Nik Color Efex Pro is one of my favorite Photoshop plugins with its incredibly awesome filters. A few months back I received an invite to participate in the Nik Color Efex Pro 4 Beta which is an exciting new major update that was recently publicly launched. I tested out all of my favorite filters and greatly enjoyed the new ability to ‘stack’ filters within Color Efex Pro 4 which is quickly becoming a huge time savor especially when adding the new ‘recipe’ feature to save my favorite filter stack combinations. There are already a ton of great tutorials and overviews of the exciting new plugin suite so I’m going to focus my attention on this review regarding my hands down favorite filter in the plugin suite called Tonal Contrast. I couldn’t wait to evaluate and compare the Tonal Contrast filter in version 4 vs 3. To my surprise, I quickly noticed Tonal Contrast 4 vs 3 results were vastly different. I was pretty much able to duplicate results between version 4 and 3 for just about all of my other favorite filters (Polarization, Pro Contrast, White Neutralizer, Brilliance / Warmth, Glamour Glow, Darken / Lighten Center) except for Tonal Contrast. I know results vary greatly between images but I was finding my results were becoming a pattern not an exception among all of the images I tested. Tonal Contrast in version 3 was consistently coming out with a more ‘edgy’ / ‘grunge’ look compared to the ‘softer’ and ‘darker’ results in version 4.

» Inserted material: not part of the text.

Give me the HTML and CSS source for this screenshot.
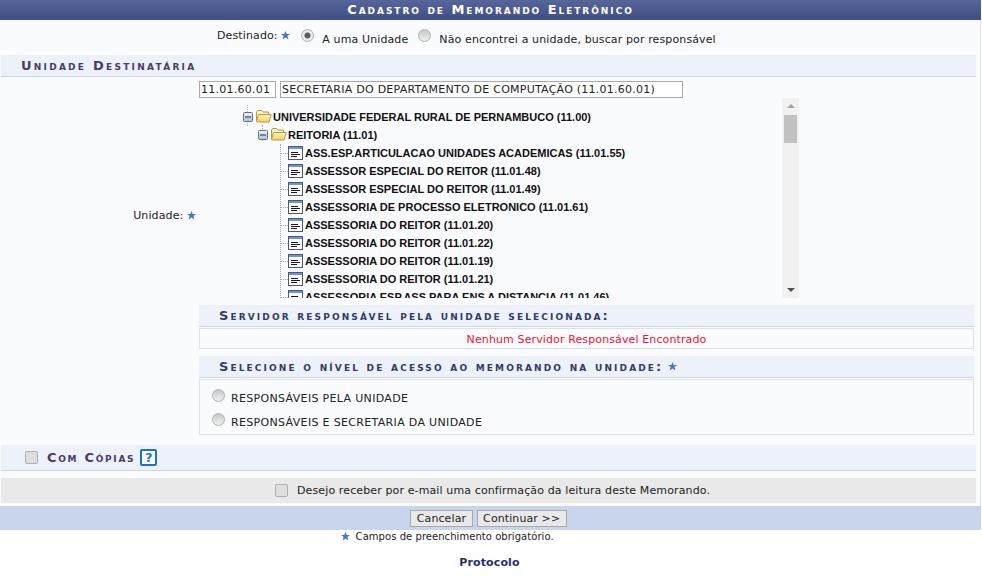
FILE: index.html
```html
<!DOCTYPE html>
<html lang="pt-BR">
<head>
<meta charset="utf-8">
<title>Cadastro de Memorando Eletrônico</title>
<link rel="stylesheet" href="styles.css">
</head>
<body>
<svg class="defs" width="0" height="0" aria-hidden="true">
  <defs>
    <linearGradient id="boxfill" x1="0" y1="0" x2="0" y2="1"><stop offset="0" stop-color="#f2f4f7"/><stop offset="1" stop-color="#b4becc"/></linearGradient>
    <linearGradient id="foldfill" x1="0" y1="0" x2="0" y2="1"><stop offset="0" stop-color="#fff6c4"/><stop offset="1" stop-color="#f5cf63"/></linearGradient>
    <symbol id="star" viewBox="0 0 9 9"><path d="M4.500 0 5.700 3H9L6.400 5.100 7.400 8.600 4.500 6.600 1.600 8.600 2.600 5.100 0 3H3.300Z" fill="#4a76c8"/></symbol>
    <symbol id="minus" viewBox="0 0 10 10"><rect x=".5" y=".5" width="9" height="9" rx="1" fill="url(#boxfill)" stroke="#5f7189"/><path d="M2 5H8" stroke="#1c2c48"/></symbol>
    <symbol id="folder" viewBox="0 0 17 13"><path d="M1.500 11.500V2L2.500 .5H6.500L8 2H13.500V4.500" fill="#fdf3bd" stroke="#b99a45"/><path d="M1.500 11.500 3.500 4.500H16.200L14 12H2Z" fill="url(#foldfill)" stroke="#b99a45"/></symbol>
    <symbol id="leaf" viewBox="0 0 15 14"><rect x=".5" y=".5" width="14" height="13" fill="#fff" stroke="#4a5a78"/><rect x="1" y="1" width="13" height="2" fill="#6b93e2"/><path d="M3 6.500H10M3 8.500H12M3 10.500H9" stroke="#15151f"/></symbol>
  </defs>
</svg>
<main class="form">
  <h1 class="title">Cadastro de Memorando Eletrônico</h1>
  <div class="dest">
    <span class="dest-label">Destinado: <svg class="star"><use href="#star"/></svg></span>
    <input class="radio" type="radio" name="dest" checked>
    <span class="opt">A uma Unidade</span>
    <input class="radio" type="radio" name="dest">
    <span class="opt">Não encontrei a unidade, buscar por responsável</span>
  </div>
  <h2 class="section">Unidade Destinatária</h2>
  <div class="grid">
    <div class="label">Unidade: <svg class="star"><use href="#star"/></svg></div>
    <div class="col">
      <div class="inputs">
        <input class="code" type="text" value="11.01.60.01">
        <input class="name" type="text" value="SECRETARIA DO DEPARTAMENTO DE COMPUTAÇÃO (11.01.60.01)">
      </div>
      <div class="tree-box">
        <div class="tree">
          <div class="node root"><span class="stub"></span><svg class="minus"><use href="#minus"/></svg><svg class="folder"><use href="#folder"/></svg>UNIVERSIDADE FEDERAL RURAL DE PERNAMBUCO (11.00)</div>
          <div class="node branch"><span class="stub"></span><svg class="minus"><use href="#minus"/></svg><svg class="folder"><use href="#folder"/></svg>REITORIA (11.01)</div>
          <div class="leaves">
            <div class="node leaf"><svg class="leaf-ico"><use href="#leaf"/></svg>ASS.ESP.ARTICULACAO UNIDADES ACADEMICAS (11.01.55)</div>
            <div class="node leaf"><svg class="leaf-ico"><use href="#leaf"/></svg>ASSESSOR ESPECIAL DO REITOR (11.01.48)</div>
            <div class="node leaf"><svg class="leaf-ico"><use href="#leaf"/></svg>ASSESSOR ESPECIAL DO REITOR (11.01.49)</div>
            <div class="node leaf"><svg class="leaf-ico"><use href="#leaf"/></svg>ASSESSORIA DE PROCESSO ELETRONICO (11.01.61)</div>
            <div class="node leaf"><svg class="leaf-ico"><use href="#leaf"/></svg>ASSESSORIA DO REITOR (11.01.20)</div>
            <div class="node leaf"><svg class="leaf-ico"><use href="#leaf"/></svg>ASSESSORIA DO REITOR (11.01.22)</div>
            <div class="node leaf"><svg class="leaf-ico"><use href="#leaf"/></svg>ASSESSORIA DO REITOR (11.01.19)</div>
            <div class="node leaf"><svg class="leaf-ico"><use href="#leaf"/></svg>ASSESSORIA DO REITOR (11.01.21)</div>
            <div class="node leaf"><svg class="leaf-ico"><use href="#leaf"/></svg>ASSESSORIA ESP.ASS PARA ENS A DISTANCIA (11.01.46)</div>
          </div>
        </div>
        <div class="scrollbar">
          <span class="arrow up"></span>
          <span class="thumb"></span>
          <span class="arrow down"></span>
        </div>
      </div>
      <h3 class="sub first">Servidor responsável pela unidade selecionada:</h3>
      <div class="panel error">Nenhum Servidor Responsável Encontrado</div>
    </div>
    <div class="col second">
      <h3 class="sub">Selecione o nível de acesso ao memorando na unidade: <svg class="star"><use href="#star"/></svg></h3>
      <div class="panel access">
        <label class="access-row"><input class="radio" type="radio" name="nivel"><span>RESPONSÁVEIS PELA UNIDADE</span></label>
        <label class="access-row"><input class="radio" type="radio" name="nivel"><span>RESPONSÁVEIS E SECRETARIA DA UNIDADE</span></label>
      </div>
    </div>
  </div>
  <h2 class="section copies"><input class="check" type="checkbox">Com Cópias<span class="help">?</span></h2>
  <div class="confirm"><input class="check" type="checkbox"><span>Desejo receber por e-mail uma confirmação da leitura deste Memorando.</span></div>
  <div class="actions">
    <button class="btn" type="button">Cancelar</button>
    <button class="btn" type="button">Continuar &gt;&gt;</button>
  </div>
</main>
<p class="required"><svg class="star"><use href="#star"/></svg> Campos de preenchimento obrigatório.</p>
<p class="footer-link"><a href="#">Protocolo</a></p>
</body>
</html>
```

FILE: styles.css
```css
* { box-sizing: border-box; }
html, body { margin: 0; padding: 0; }
body {
  width: 982px;
  height: 576px;
  overflow: hidden;
  background: #fff;
  color: #222;
  font-family: "DejaVu Sans", Verdana, sans-serif;
  font-size: 11px;
  letter-spacing: .12px;
}
.defs { position: absolute; }
.star { width: 9px; height: 9px; vertical-align: -0.5px; }

.form {
  width: 981px;
  height: 530px;
  background: #fafbfe;
  border-right: 1px solid #e2e3e8;
  display: flex;
  flex-direction: column;
}
.title {
  margin: 0 -1px 0 0;
  height: 20px;
  background: linear-gradient(#56659a, #414e84);
  color: #fff;
  font: bold 13px/20px "DejaVu Sans", Verdana, sans-serif;
  font-variant: small-caps;
  letter-spacing: 1.95px;
  text-align: center;
}

.dest {
  height: 35px;
  display: flex;
  align-items: flex-start;
  padding: 9px 0 0 217px;
}
.dest-label { margin-right: 11px; line-height: 14px; }
.opt { margin: 4px 10px 0 8px; line-height: 14px; }

.radio, .check {
  appearance: none;
  -webkit-appearance: none;
  margin: 0;
  flex: none;
  background: linear-gradient(#c8c8c8, #f1f1f1);
  border: 1px solid #b0b0b0;
}
.radio { width: 13px; height: 13px; border-radius: 50%; }
.radio:checked {
  background: radial-gradient(circle, #5a5a5a 0 2.5px, #ececec 3.5px);
}
.check { width: 13px; height: 13px; border-radius: 2px; background: #dedede; }

.section {
  margin: 0 4px 0 1px;
  height: 22px;
  padding-left: 20px;
  background: #edf2fa;
  border-bottom: 1px solid #c8d6ee;
  color: #4a3a6e;
  font: bold 13px/21px "DejaVu Sans", Verdana, sans-serif;
  font-variant: small-caps;
  letter-spacing: 2.25px;
}

.grid {
  display: grid;
  grid-template-columns: 199px 775px;
  height: 368px;
  align-content: start;
}
.label {
  text-align: right;
  align-self: center;
  padding: 6px 3px 0 0;
}
.col { grid-column: 2; }
.label + .col { grid-row: 1; }

.inputs { display: flex; gap: 4px; padding-top: 4px; height: 21px; }
.inputs input {
  height: 17px;
  padding: 0 1px;
  border: 1px solid #a9a9a9;
  background: #fff;
  color: #222;
  font: 11px "DejaVu Sans", Verdana, sans-serif;
  letter-spacing: .25px;
  outline: none;
}
.code { width: 77px; }
.name { width: 403px; }

.tree-box {
  display: flex;
  width: 600px;
  height: 200px;
}
.tree {
  flex: 1;
  overflow: hidden;
  padding: 10px 0 0 44px;
  color: #111;
  letter-spacing: 0;
  font: bold 11px/18px "Liberation Sans", Arial, sans-serif;
}
.node { height: 18px; display: flex; align-items: center; white-space: nowrap; position: relative; }
.minus { width: 10px; height: 10px; flex: none; margin-right: 2px; }
.folder { width: 17px; height: 13px; flex: none; margin-right: 1px; }
.stub {
  position: absolute;
  top: -3px;
  height: 21px;
  border-left: 1px dotted #b5b5b5;
  left: 4px;
  z-index: 0;
}
.branch { padding-left: 15px; }
.branch .stub { left: 19px; height: 16px; top: -1px; }
.node svg { position: relative; z-index: 1; }
.leaves { margin-left: 37px; border-left: 1px dotted #aaa; }
.leaf { padding-left: 7px; }
.leaf::before {
  content: "";
  position: absolute;
  left: 0;
  top: 9px;
  width: 7px;
  border-top: 1px dotted #aaa;
}
.leaf-ico { width: 15px; height: 14px; flex: none; margin-right: 2px; }

.scrollbar {
  width: 17px;
  flex: none;
  background: #f1f1f1;
  display: flex;
  flex-direction: column;
  align-items: center;
  padding: 6px 0;
}
.arrow { width: 0; height: 0; border: 4px solid transparent; flex: none; }
.up { border-top: 0; border-bottom: 4px solid #a3a3a3; }
.down { border-bottom: 0; border-top: 4px solid #505050; margin-top: auto; }
.thumb { width: 13px; height: 28px; background: #c1c1c1; margin-top: 7px; }

.sub {
  margin: 7px 0 0;
  height: 22px;
  padding-left: 20px;
  background: #edf2fa;
  border-bottom: 1px solid #cdd6e6;
  color: #333a6c;
  font: bold 13px/21px "DejaVu Sans", Verdana, sans-serif;
  font-variant: small-caps;
  letter-spacing: 2.11px;
}
.sub .star { margin-left: -2px; }
.panel {
  margin-top: 1px;
  border: 1px solid #dfe1e6;
}
.error {
  height: 21px;
  line-height: 21px;
  text-align: center;
  color: #f8102c;
}
.access { height: 56px; padding: 6px 0 0 12px; letter-spacing: .33px; }
.access-row { display: flex; align-items: flex-start; height: 24px; }
.access-row .radio { margin-top: 3px; }
.access-row span { margin: 6px 0 0 6px; line-height: 14px; }

.copies { height: 26px; margin-top: 2px; display: flex; align-items: center; padding-left: 24px; line-height: 24px; letter-spacing: 1.7px; }
.copies .check { margin-right: 9px; }
.help {
  width: 17px; height: 17px;
  margin-left: 5px;
  border: 2px solid #1c74c8;
  border-radius: 2px;
  background: #fff;
  color: #1c74c8;
  letter-spacing: 0;
  font: bold 13px/13px "DejaVu Sans", Verdana, sans-serif;
  text-align: center;
}

.confirm {
  margin: 7px 4px 0 1px;
  height: 25px;
  background: #e9e9e9;
  display: flex;
  align-items: center;
  padding-left: 274px;
}
.confirm span { margin-left: 9px; }

.actions {
  margin: 3px -1px 0 0;
  height: 24px;
  background: #c9d5eb;
  display: flex;
  justify-content: center;
  align-items: center;
  gap: 4px;
  padding-right: 4px;
}
.btn {
  height: 17px;
  padding: 0 5.500px;
  border: 1px solid #a9a9a9;
  background: #e9e9e9;
  color: #222;
  letter-spacing: .1px;
  font: 11px "DejaVu Sans", Verdana, sans-serif;
}

.required {
  margin: 0;
  text-align: center;
  font-size: 10px;
  line-height: 14px;
  color: #222;
  letter-spacing: .05px;
  padding-right: 87px;
}
.required .star { margin-right: 2px; }
.footer-link {
  margin: 12px 0 0;
  text-align: center;
  padding-right: 3px;
  font: bold 11px/14px "DejaVu Sans", Verdana, sans-serif;
}
.footer-link a { color: #1f2f78; text-decoration: none; }
```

Here is one of my examples. I selected this image because it has lots of contrast between the white barn and the surrounding landscape and tons of potential detail in the barn and moody clouds.
As you can hopefully see, there is a huge different between the two images. Now lets take a closer look with a 100% crop.
The 100% crop really tells the story. Tonal Contrast 3 resulted in far more sharpening but it also created a bunch of unwanted halos. Tonal Contrast 4 wasn’t as ‘edgy’ but overall it was a much cleaner result. On flip side, I really didn’t like the ‘darker’ results of Tonal Contrast 4. The primary reason I use this filter is to pop detail which just wasn’t happening the way I wanted / expected it to work based on my version 3 experience. Then I discovered the missing trick!
Setting the ‘Contrast Type’ to ‘Fine’ resulted in exactly what I was seeking with nice detail pop without the undesired darker shadows or halos and almost no noise. W@@T! Now I truly was getting the best of both worlds in Tonal Contrast 4 – a cleaner image with the right amount of ‘edgy’ feel without all of the halo and noise side effects.
In summary, I give Nik Color Efex Pro 4 two towering thumbs up!! I greatly enjoyed version 3 but version 4 takes this plugin suite space bound with limitless possibilities that are not just fun but also a huge value added time savor!! If you were a fan of Tonal Contrast in version 3, I highly recommend checking out version 4 but make sure to play with the ‘Contrast Type’ options.